The geometry of some crystal structures can cause geometric frustration, as neighbouring spins cannot form a configuration where their interactions are all favourable. This frustration can lead to exotic magnetic states, which can either be ordered or disordered. In some cases, both of these are present in one system. These partially ordered systems could be useful in magnetic materials, such as magnetic skyrmions, but the nature of the magnetic structure is difficult to determine.

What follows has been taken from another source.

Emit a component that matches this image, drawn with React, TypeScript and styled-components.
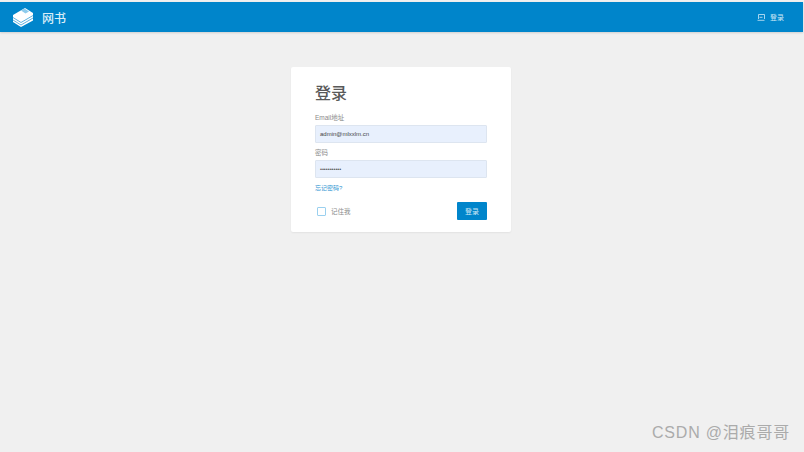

In particular, it is challenging to distinguish between magnetic structures that combine multiple periodicities, known as 2-k, 3-k, and 4-k structures. In this study, published in npj Quantum Materials, researchers used neutron diffraction data measured at ISIS and ILL to investigate the partially ordered magnetic system Gd2Ti2O7. These results, combined with a comprehensive symmetry analysis and inelastic neutron scattering data collected at NIST and ORNL, enabled them to characterise the low temperature magnetic state of Gd2Ti2O7 as 2-k. Their work shows that it is possible to distinguish between single-k and multi-k structures without the need for single crystals or the application of external fields.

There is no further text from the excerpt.